At Brafferton, children learned English and other subjects that would allow colonists and tribes to better interact. But it wasn’t always an even exchange. While Indigenous children learned English and writing, British colonists did not make the same efforts to learn tribal languages or cultural practices.

Native children learned enough to become translators for business exchanges, stenographers to keep records and even performed duties similar to those of modern-day notaries.

“That's a different story where native tribes see some benefit to having their own people, their young people, serve as interpreters, explain the culture, and also understand the culture and the rules of the other group,” Moretti-Langholtz said.

The Brafferton School was funded by the estate of the wealthy British scientist Robert Boyle. Proceeds from a property in Boyle’s estate, the Brafferton Manor, funded the program starting in 1695 and gave the school its name.

In 1723, there was enough money coming from the estate to construct the Brafferton Building, which still stands today.

The school closed in 1790 after the American Revolution, in which several Brafferton students participated, Moretti-Langholtz said.

“Robert Marsh is a student at the Brafferton and he's from the Pamunkey. He actually fights with the Americans,” Moretti-Langhotlz said. “He is captured, [becomes a] prisoner of war in Charleston, is part of a prisoner swap, comes back and fights again with the Americans. He's at Yorktown during the surrender. That's an extraordinary story.”

A black-and-white photograph of people sitting on porch stairs in matching uniforms holding instruments
Courtesy
/
Library of Congress
An Indigenous student band at Hampton University.

The Brafferton School focused on education to make more useful allies out of Indigenous tribes, but was followed by a government-funded concept of Indian residential schools starting in 1819. The schools opened specifically to erase Indigenous culture, language and practices to eliminate perceived threats against white settlers in the United States.

By forcing Indigenous children into those schools, tribal cultures would disappear and eventually, valuable tribal land that settlers wanted would become less populated and easier to take. The schools forced or coerced Indigenous parents to send their children to the schools, where there was widespread systemic abuse that sometimes turned fatal. In cases where students didn’t die at the schools, there wasn’t always a plan to get them back home.

The largest residential schools in the U.S. were out west, but Hampton University taught 1,388 Indigenous students from 65 tribes at their own Indian residential program between 1878 to 1923. Hampton’s school was unique because it used a mix of federal money and local donations for their Indigenous students.
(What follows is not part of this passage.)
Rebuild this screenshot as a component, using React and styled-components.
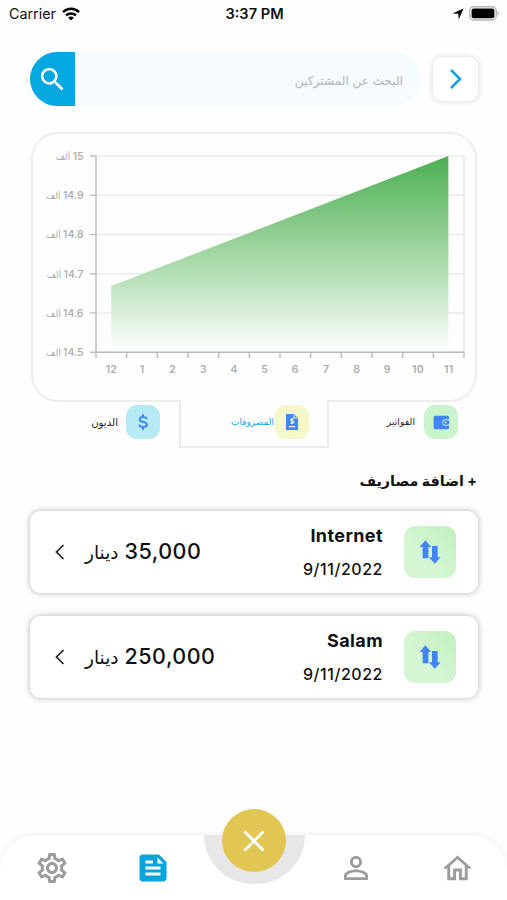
import React from 'react';
import styled, { createGlobalStyle } from 'styled-components';
import { MdSearch, MdOutlineSettings, MdFeed, MdPersonOutline, MdOutlineHome } from 'react-icons/md';

const months = ['12', '1', '2', '3', '4', '5', '6', '7', '8', '9', '10', '11'];
const levels = ['15', '14.9', '14.8', '14.7', '14.6', '14.5'];

const expenses = [
    { name: 'Internet', date: '9/11/2022', amount: '35,000' },
    { name: 'Salam', date: '9/11/2022', amount: '250,000' },
];

const StatusBar = () => (
    <Status>
        <Carrier>
            <span>Carrier</span>
            <svg width="18" height="14" viewBox="0 0 18 14" fill="none" stroke="#000" strokeWidth="2.5">
                <path d="M1 5.1a11.4 11.4 0 0 1 16 0" />
                <path d="M4 8.4a7.2 7.2 0 0 1 10 0" />
                <path d="M9 13.6 6.2 10.8a4 4 0 0 1 5.6 0z" fill="#000" stroke="none" />
            </svg>
        </Carrier>
        <Time>3:37 PM</Time>
        <Indicators>
            <svg width="12" height="12" viewBox="0 0 12 12"><path d="M11.6.5 6.7 11.4 6.3 5.8.4 5.5z" fill="#000" /></svg>
            <svg width="31" height="15" viewBox="0 0 31 15">
                <rect x="0.8" y="0.8" width="26.4" height="13.2" rx="4" fill="#fff" stroke="#b5b5b5" strokeWidth="1.4" />
                <rect x="2.6" y="2.6" width="22.8" height="9.6" rx="2" fill="#000" />
                <path d="M28.5 5v5c1.8-.7 1.8-4.3 0-5z" fill="#b5b5b5" />
            </svg>
        </Indicators>
    </Status>
);

const Chart = () => {
    const step = 368 / 12;
    const rowY = (i) => 156 + i * 39.25;
    return (
        <ChartSvg viewBox="33 134 442 266">
            <defs>
                <linearGradient id="area" x1="0" y1="0" x2="0" y2="1">
                    <stop offset="0" stopColor="#4caf50" />
                    <stop offset="0.62" stopColor="#b7e0b8" />
                    <stop offset="1" stopColor="#ffffff" />
                </linearGradient>
            </defs>
            {levels.map((level, i) => (
                <g key={level}>
                    <path d={`M96 ${rowY(i)}H464`} stroke="#ebebeb" strokeWidth="1.3" />
                    <path d={`M90 ${rowY(i)}H96`} stroke="#b8b8b8" strokeWidth="1.3" />
                    <AxisText x="83.5" y={rowY(i) + 3.8}>{level}<ArabicSpan> ألف</ArabicSpan></AxisText>
                </g>
            ))}
            <path d="M464 156V352" stroke="#e4e4e4" strokeWidth="1.3" />
            <path d="M111.2 286 448.4 156V352H111.2Z" fill="url(#area)" />
            <path d="M96 155.4V352.3H464" stroke="#b8b8b8" strokeWidth="1.4" fill="none" />
            {months.map((month, i) => (
                <g key={month}>
                    <path d={`M${96 + i * step} 352v6`} stroke="#b8b8b8" strokeWidth="1.3" />
                    <MonthText x={96 + (i + 0.5) * step} y="373">{month}</MonthText>
                </g>
            ))}
            <path d="M464 352v6" stroke="#b8b8b8" strokeWidth="1.3" />
        </ChartSvg>
    );
};

const DollarIcon = () => (
    <svg width="14" height="18" viewBox="0 0 14 18" fill="none" stroke="#4285f4" strokeWidth="2">
        <path d="M10.8 6C10.4 4.6 9 4 7.1 4 5.1 4 3.7 4.9 3.7 6.4c0 3.5 7.2 1.4 7.2 5.1 0 1.6-1.6 2.5-3.8 2.5S3.5 13.2 3.2 11.6M7 1.3V4M7 14v2.7" />
    </svg>
);

const InvoiceIcon = () => (
    <svg width="14" height="18" viewBox="0 0 14 18">
        <path d="M1 1h8l4 4v12H1z" fill="#4285f4" />
        <path d="M9.2 1.8v3.1h3.2" fill="none" stroke="#f4f8c4" />
        <path d="M9 6.2C7.8 5.4 5.7 5.7 5.7 7c0 1.4 3.1.8 3.1 2.2 0 1.2-2.2 1.4-3.5.5M7.2 4.8v6.5M3.8 13.6h6.6" fill="none" stroke="#e7f1dc" strokeWidth="1.2" />
    </svg>
);

const WalletIcon = () => (
    <svg width="17" height="15" viewBox="0 0 17 15">
        <path d="M2.4.8h12q1.8 0 1.8 1.8v1.7h-3.8q-3 0-3 3.2t3 3.2h3.8v1.7q0 1.8-1.8 1.8h-12q-1.8 0-1.8-1.8V2.6Q.6.8 2.4.8z" fill="#4285f4" />
        <rect x="10.2" y="5.2" width="6.3" height="4.6" rx="2" fill="#4285f4" />
        <circle cx="12.6" cy="7.5" r="1" fill="#cdf3d0" />
    </svg>
);

const ArrowsIcon = () => (
    <svg width="22" height="24" viewBox="0 0 22 24" fill="#4285f4">
        <path d="M6.4.2 12.2 7H9.4v11.2H3.6V7H.6z" />
        <path d="M15.8 23.8 10 17.2h3V6h5.7v11.2h2.9z" />
    </svg>
);

const App = () => (
    <Screen>
        <GlobalStyle />
        <StatusBar />
        <SearchRow>
            <SearchButton aria-label="search"><MdSearch size={31} /></SearchButton>
            <SearchField>البحث عن المشتركين</SearchField>
            <NextButton aria-label="next">
                <svg width="14" height="22" viewBox="0 0 14 22" fill="none" stroke="#08a4dc" strokeWidth="2.5">
                    <path d="m2 2 9 9-9 9" />
                </svg>
            </NextButton>
        </SearchRow>
        <ChartCard><Chart /></ChartCard>
        <Tabs>
            <Tab $gap="8px" $end="17px">
                <TabLabel $size="10.2px">الديون</TabLabel>
                <TabIcon $color="#b6ebf5"><DollarIcon /></TabIcon>
            </Tab>
            <Tab $active $gap="1px" $end="18px">
                <TabLabel $active $size="9px">المصروفات</TabLabel>
                <TabIcon $color="#f4f8c8"><InvoiceIcon /></TabIcon>
            </Tab>
            <Tab $gap="9px" $end="18px">
                <TabLabel $size="9.4px">الفواتير</TabLabel>
                <TabIcon $color="#caf4cc"><WalletIcon /></TabIcon>
            </Tab>
        </Tabs>
        <AddExpense>+ اضافة مصاريف</AddExpense>
        <List>
            {expenses.map((item) => (
                <Card key={item.name}>
                    <svg width="10" height="16" viewBox="0 0 10 16" fill="none" stroke="#222" strokeWidth="1.7">
                        <path d="M8.5 1 1.5 8l7 7" />
                    </svg>
                    <Amount>
                        <span>{item.amount}</span>
                        <Currency>دينار</Currency>
                    </Amount>
                    <Info>
                        <Name>{item.name}</Name>
                        <DateText>{item.date}</DateText>
                    </Info>
                    <CardIcon><ArrowsIcon /></CardIcon>
                </Card>
            ))}
        </List>
        <BottomNav>
            <NavItem><MdOutlineSettings size={36} /></NavItem>
            <NavItem $active><MdFeed size={36} /></NavItem>
            <NavItem />
            <NavItem><MdPersonOutline size={36} /></NavItem>
            <NavItem><MdOutlineHome size={35} /></NavItem>
            <Notch />
            <CloseButton aria-label="close">
                <svg width="22" height="22" viewBox="0 0 22 22" stroke="#fff" strokeWidth="2.8">
                    <path d="m1.5 1.5 19 19M20.5 1.5l-19 19" />
                </svg>
            </CloseButton>
        </BottomNav>
    </Screen>
);

const GlobalStyle = createGlobalStyle`
* {
    box-sizing: border-box;
}
body {
    margin: 0;
    background: #fefefe;
}
button {
    border: 0;
    padding: 0;
}
`;

const Screen = styled.div`
width: 507px;
height: 900px;
display: flex;
flex-direction: column;
overflow: hidden;
background: #fefefe;
color: #111;
font-family: Inter, 'DejaVu Sans', sans-serif;
`;

const Status = styled.header`
height: 27px;
display: grid;
grid-template-columns: 1fr auto 1fr;
align-items: center;
padding: 0 7px 0 9px;
font-size: 15px;
`;

const Carrier = styled.div`
display: flex;
align-items: center;
gap: 6px;
font-size: 14.3px;
`;

const Time = styled.div`
font-weight: 600;
font-size: 14.6px;
`;

const Indicators = styled.div`
display: flex;
justify-content: flex-end;
align-items: center;
gap: 5px;
`;

const SearchRow = styled.div`
height: 54px;
display: flex;
align-items: center;
margin: 25px 29px 0 30px;
`;

const SearchButton = styled.button`
width: 45px;
height: 54px;
display: flex;
align-items: center;
justify-content: center;
border-radius: 27px 0 0 27px;
background: #04a8e0;
color: #fff;
`;

const SearchField = styled.div`
flex: 1;
height: 54px;
display: flex;
align-items: center;
direction: rtl;
padding: 2px 17px 0;
margin-right: 13px;
border-radius: 0 27px 27px 0;
background: #f5fbfe;
color: #b3b5b6;
font-size: 12.2px;
`;

const NextButton = styled.button`
width: 45px;
height: 44px;
display: flex;
align-items: center;
justify-content: center;
border-radius: 9px;
background: #fff;
box-shadow: 0 0 6px rgba(0, 0, 0, 0.16);
`;

const ChartCard = styled.section`
height: 270px;
flex-shrink: 0;
margin: 26px 30px 0 31px;
border: 2px solid #ededed;
border-radius: 27px;
`;

const ChartSvg = styled.svg`
display: block;
width: 442px;
height: 266px;
`;

const AxisText = styled.text`
direction: rtl;
font-size: 10.5px;
font-weight: 500;
letter-spacing: 0.3px;
fill: #aaa;
`;

const ArabicSpan = styled.tspan`
font-size: 9px;
letter-spacing: 0;
`;

const MonthText = styled.text`
text-anchor: middle;
font-size: 10.5px;
font-weight: 600;
letter-spacing: 0.2px;
fill: #aeaeae;
`;

const Tabs = styled.nav`
height: 48px;
display: grid;
grid-template-columns: 148px 150px 149px;
margin: -2px 29px 0 31px;
`;

const Tab = styled.div`
display: flex;
align-items: flex-start;
justify-content: flex-end;
gap: ${({ $gap }) => $gap};
padding: 5px ${({ $end }) => $end} 0 0;
border: 2px solid ${({ $active }) => ($active ? '#ebebeb' : 'transparent')};
border-top: 0;
background: ${({ $active }) => ($active ? '#fefefe' : 'transparent')};
`;

const TabLabel = styled.span`
line-height: 34px;
font-size: ${({ $size }) => $size};
color: ${({ $active }) => ($active ? '#12a8e0' : '#222')};
`;

const TabIcon = styled.div`
width: 34px;
height: 34px;
display: flex;
align-items: center;
justify-content: center;
border-radius: 11px;
background: ${({ $color }) => $color};
`;

const AddExpense = styled.div`
height: 63px;
line-height: 66px;
direction: rtl;
margin-right: 30px;
font-size: 14.3px;
font-weight: 700;
`;

const List = styled.div`
display: flex;
flex-direction: column;
gap: 23px;
padding: 0 29px 0 30px;
`;

const Card = styled.article`
height: 82px;
display: flex;
align-items: center;
padding: 0 22px 0 25px;
border-radius: 11px;
background: #fff;
box-shadow: 0 0 6px rgba(0, 0, 0, 0.3);
`;

const Amount = styled.div`
display: flex;
direction: rtl;
align-items: baseline;
gap: 6px;
margin: 0 0 3px 20px;
font-size: 21.5px;
font-weight: 500;
letter-spacing: 0.5px;
`;

const Currency = styled.span`
font-size: 18.5px;
font-weight: 400;
letter-spacing: 0;
`;

const Info = styled.div`
flex: 1;
display: flex;
flex-direction: column;
align-items: flex-end;
gap: 13px;
margin-right: 21px;
line-height: 21px;
`;

const Name = styled.div`
font-size: 18px;
font-weight: 700;
letter-spacing: 0.4px;
`;

const DateText = styled.div`
font-size: 16px;
font-weight: 500;
letter-spacing: 0.55px;
`;

const CardIcon = styled.div`
width: 52px;
height: 52px;
display: flex;
align-items: center;
justify-content: center;
border-radius: 11px;
background: linear-gradient(225deg, #c1f0bd, #d5f6d3 60%);
`;

const BottomNav = styled.footer`
position: relative;
height: 65px;
display: grid;
grid-template-columns: repeat(5, 1fr);
margin-top: auto;
border-radius: 36px 36px 0 0;
background: #fff;
box-shadow: 0 -1px 7px rgba(0, 0, 0, 0.06);
`;

const NavItem = styled.div`
display: flex;
align-items: center;
justify-content: center;
padding: 1px 0 0 2px;
color: ${({ $active }) => ($active ? '#08a4dc' : '#9c9c9c')};
`;

const Notch = styled.div`
position: absolute;
left: 204px;
top: 0;
width: 101px;
height: 49px;
border-radius: 0 0 50px 50px;
background: #e7e7e7;
`;

const CloseButton = styled.button`
position: absolute;
left: 222px;
top: -26px;
width: 64px;
height: 63px;
display: flex;
align-items: center;
justify-content: center;
border-radius: 50%;
background: #e1c653;
`;

export default App;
The first class of students came from Fort Marion in St. Augustine, Florida. A group of Indigenous men from various tribes were held as prisoners of war from the ongoing Indian Wars of the 19th century. Army Capt. Richard Henry Pratt oversaw those prisoners and taught them various topics during a three-year imprisonment. When it was time for their release, he offered to send them back to their tribes or find them somewhere to continue their education.

Seventeen men opted to keep learning and arrived in Hampton during April 1878.

Since Hampton received federal funding for its Indigenous students, it was supposed to teach a specific list of topics in the residential school curriculum.

But as a school for Black students, Hampton’s founder and leader at the time, Gen. Samuel Armstrong Chapman, saw similarities in how Black and Indigenous students were regarded outside of school. He thought eliminating all traces of nonwhite language, music, art and more, taught students to disrespect their own cultures.

Armstrong decided his school would allow Indigenous students to maintain some connection to their tribes, especially through music.

Researchers said Indigenous students were encouraged to sing and speak in their native tribal languages, an uncommon practice for residential schools that used language as a way to break students’ connections to their roots.

Indigenous students at Hampton learned plantation songs and hymns alongside Black students, and over time, several student music groups formed. There were Indigenous-only bands, where students played a mix of their tribal songs and Americanized music.

Eventually, students formed a mixed orchestra that became the school’s first, called the Mandolin Orchestra.

Allowing Indigenous students to continue using their native language was one of the reasons the federal government rescinded its funding of Hampton’s residential school in 1912, effectively ending the program.